Élargissement et décès
Lungshar fut relâché 4 ans plus tard, en 1938, et confié à sa seconde épouse, Lhalu Lhacham, auprès de laquelle il mourut un an plus tard[44].
Un des fils de Lungshar, Canjula, rapporte que son père lui avait dit de ne pas rendre les autres responsables de sa chute, car c’était lui-même qui avait choisi de ne pas recourir à la force[45].
L’affaire Lungshar et la chute de l’État lamaïste
Pour Melvyn Golstein, le mouvement de Lungshar fut la dernière tentative de réformer le système politique tibétain avant la Seconde Guerre mondiale. Sa destruction fut un tournant majeur de l’histoire du Tibet moderne. Selon cet auteur, Trimön, qui représentait le système traditionnel, déjoua les plans de Lungshar et punit celui-ci de façon à intimider les autres nobles. L’accusation portée contre Lungshar de vouloir instaurer un régime bolchévique paraît bien fausse en comparaison de son constat que les membres du gouvernement tibétain étaient incapables de comprendre sa vision d’un nouveau Tibet. Rétrospectivement, la chute de Lungshar a été le principal facteur à l’origine de la disparition de l’État lamaïste[46].

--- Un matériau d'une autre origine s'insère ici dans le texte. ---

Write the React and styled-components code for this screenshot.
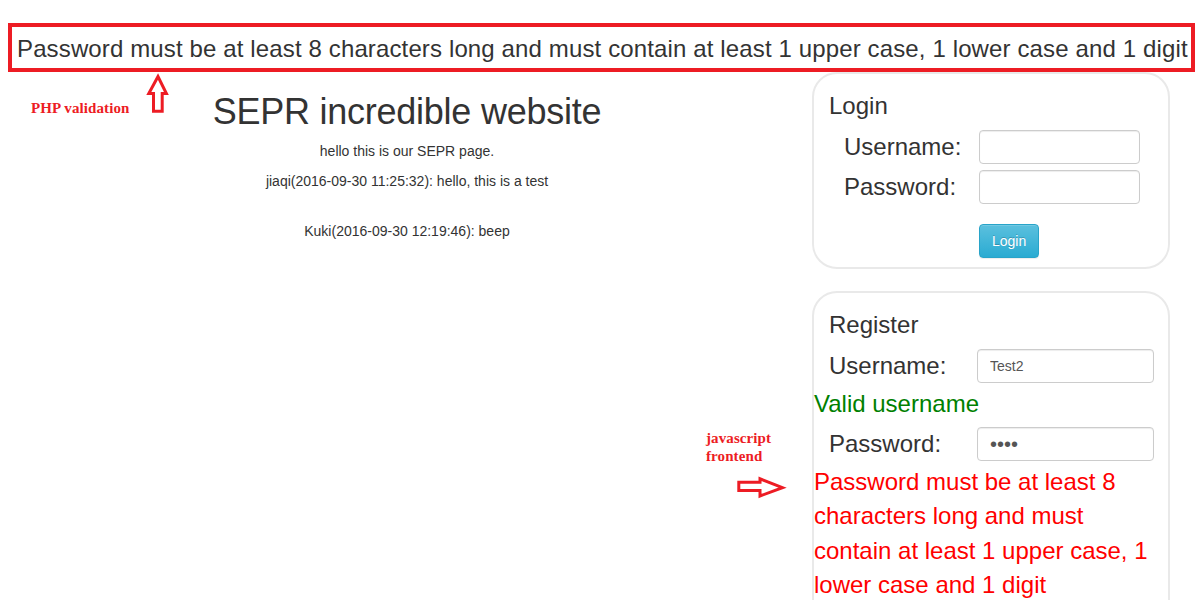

Pour Jamyang Norbu, la présentation de Lungshar sous les trais d'un révolutionnaire progressiste relève du mythe[47].
La demeure de Lungshar
L'ancienne résidence de Lungshar au village de Shöl, en contrebas du palais du Potala, a été conservée et se visite. Elle est le siège d'une exposition permanente permettant de découvrir « le train de vie de la riche maisonnée »[48]. Cette demeure, qui était la propriété de la famille Lhalu, fut réquisitionnée en 1904 lors de l'expédition militaire britannique au Tibet. Elle est décrite comme ayant trois étages, des vitres aux fenêtres[49].